Article courtesy of Sukhbir Siwach & Bhaskar Mukherjee | October 14, 2014 | The Times of India | Shared as educational material
DABWALI: Dabwali town of Sirsa district is the first stoppage of the ‘cancer express’ which runs from Bathinda in Punjab to Bikaner in Rajasthan. “Sometimes there are up to 50 patients from Dabwali area who board the train to go to Bikaner for the treatment,” says a cancer patient Baljeet Singh Bhatti of Shergarh village.
Cancer patients in the area know that the train reaches Dabwali station at 10:20 pm so that they may reach Bikaner early in the morning for treatment. “This train is known as ‘cancer express’ because most of the patients travel by it only,” says Bhatti, an affluent farmer from Shergarh.
Dabwali is a stronghold of Chautalas and INLD has fielded party’s jailed leader Ajay Singh Chautala’s wife Naina Singh Chautala. Keeping in view the demand of cancer patients, INLD has announced to setup reverse osmosis (RO) water treatment plants in each village of the constituency.
Bhatti feels that increasing cases of cancer is a major issue in the constituency. “In the past year, three cancer patients have died in my village while 10 more are still facing the threat,” he adds.
Situated on Haryana-Punjab border, Shergarh has a population of 6,000. Villagers blame the poor quality of groundwater for the increasing incidence of cancer. “I have 18 acres of land so I immediately arranged a water purifier, but everybody can’t afford such a facility on their own. The government must install RO systems in each village of the area,” he remarks.
Sirsa district planning board member Radhe Ram Godara says that due to non-availability of sweet water in the area even the government considers it a dark zone. “Further, increasing use of pesticides for crops is worsening the situation,” Godara added.
INLD leader and Sirsa zila parishad chairman Sita Ram feels that there were more cancer patients in the area than other parts of Haryana. “We have already installed RO plants in 15 villages of Dabwali. If our party comes to power, then we would install water purifiers in all villages of the area. Groundwater of this area has high flouride content which is causing cancer,” added Ram, a former medical practitioner.
Even in Dabwali town, cancer patients blame contaminated water for their problems. “It is because of leakage in the drinking water pipelines,” says Rani Devi, whose husband Lilu Ram, 50, is suffering with the dreaded disease.
Facing all odds after detection of cancer in 2012, another Dabwali resident Maya Devi, 59, is thankful to Shiromani Gurdwara Prabandhak Committee (SGPC), which gave financial help of Rs 20,000 to her and other patients.
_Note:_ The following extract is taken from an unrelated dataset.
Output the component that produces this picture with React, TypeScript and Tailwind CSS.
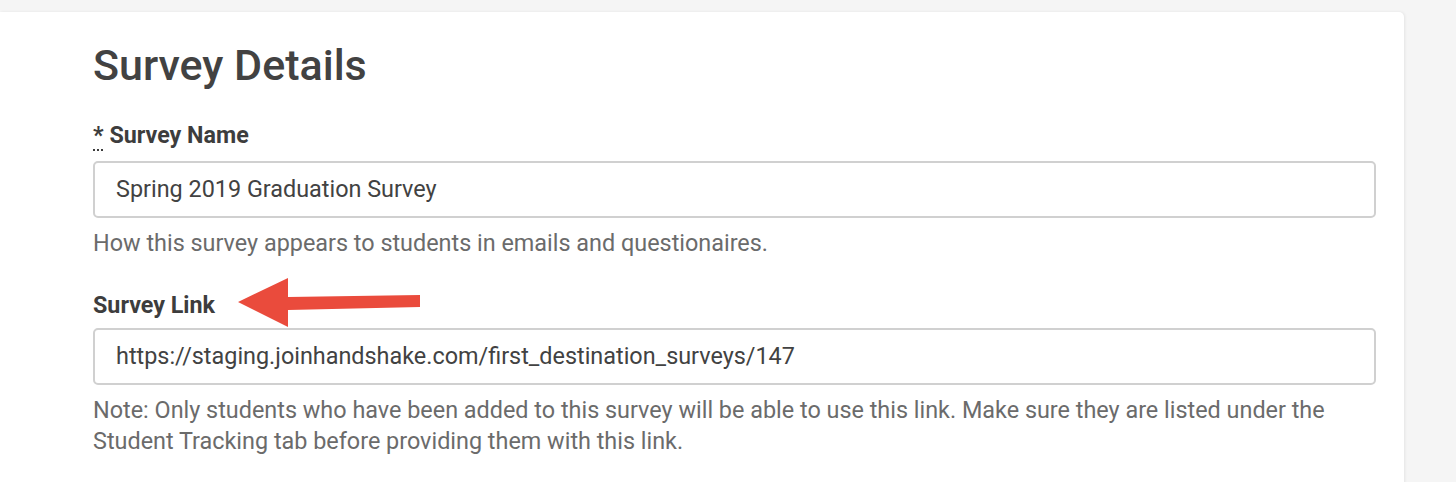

Most of the cancer patients from this area prefer to go to Bikaner on account of comparatively cheaper treatment.
However, Congress candidate from Dabwali, K V Singh, says, “INLD leaders even don’t know what is the purpose of installing RO plants. This system is installed where tubewell water is being supplied while in this area canal water is supplied to the people after its treatment in the water works. Dabwali is not known as cancer belt but Punjab’s Mansa and Bathinda districts,” he claims.
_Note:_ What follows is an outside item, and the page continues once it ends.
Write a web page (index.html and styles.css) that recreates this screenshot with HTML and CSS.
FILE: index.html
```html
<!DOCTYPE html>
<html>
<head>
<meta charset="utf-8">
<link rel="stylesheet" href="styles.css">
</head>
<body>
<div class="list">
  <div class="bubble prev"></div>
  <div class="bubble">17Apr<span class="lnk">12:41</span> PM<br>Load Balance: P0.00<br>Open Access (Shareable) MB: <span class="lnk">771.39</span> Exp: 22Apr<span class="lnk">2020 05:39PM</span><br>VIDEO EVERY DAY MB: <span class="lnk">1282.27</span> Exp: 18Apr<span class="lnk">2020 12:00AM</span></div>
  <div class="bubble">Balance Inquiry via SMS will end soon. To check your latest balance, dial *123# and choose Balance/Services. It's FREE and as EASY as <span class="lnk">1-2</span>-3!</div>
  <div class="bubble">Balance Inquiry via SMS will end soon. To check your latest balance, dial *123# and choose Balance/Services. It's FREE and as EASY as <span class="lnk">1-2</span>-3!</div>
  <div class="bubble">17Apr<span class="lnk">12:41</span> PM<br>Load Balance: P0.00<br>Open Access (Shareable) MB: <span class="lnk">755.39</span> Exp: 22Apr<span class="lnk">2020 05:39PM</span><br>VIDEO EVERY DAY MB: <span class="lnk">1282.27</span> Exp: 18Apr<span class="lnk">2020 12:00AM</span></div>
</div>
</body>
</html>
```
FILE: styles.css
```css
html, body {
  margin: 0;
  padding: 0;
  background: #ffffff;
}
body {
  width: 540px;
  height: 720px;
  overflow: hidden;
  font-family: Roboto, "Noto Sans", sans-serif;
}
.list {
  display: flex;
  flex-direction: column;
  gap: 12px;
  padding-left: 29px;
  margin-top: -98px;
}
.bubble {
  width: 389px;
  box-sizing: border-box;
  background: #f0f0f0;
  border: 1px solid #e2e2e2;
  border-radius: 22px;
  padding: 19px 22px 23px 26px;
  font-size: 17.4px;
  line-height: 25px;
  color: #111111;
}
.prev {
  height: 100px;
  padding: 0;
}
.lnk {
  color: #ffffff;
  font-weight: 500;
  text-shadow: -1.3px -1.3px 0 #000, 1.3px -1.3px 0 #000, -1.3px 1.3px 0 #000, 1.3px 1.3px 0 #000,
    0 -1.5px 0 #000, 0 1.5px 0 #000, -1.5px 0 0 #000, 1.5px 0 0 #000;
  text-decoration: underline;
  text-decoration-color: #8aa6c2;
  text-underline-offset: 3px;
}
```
However, local residents are apprehensive of cancer due to Dabwali’s proximity to Bathinda and Mansa.
The director general of Haryana health services Dr Narinder Arora says they could conduct a study, if there is an abnormal increase in the cancer cases in any particular area. According to Dr Arora, there was normal prevalence of cancer in the state in comparison to the national figures. “Around 25,000 new cancer patients come to the hospitals for treatment in the state annually,” he informs.
He claims that the government is serious to provide proper treatment to poor patients apart from free of cost medicines costing up to Rs 1 lakh.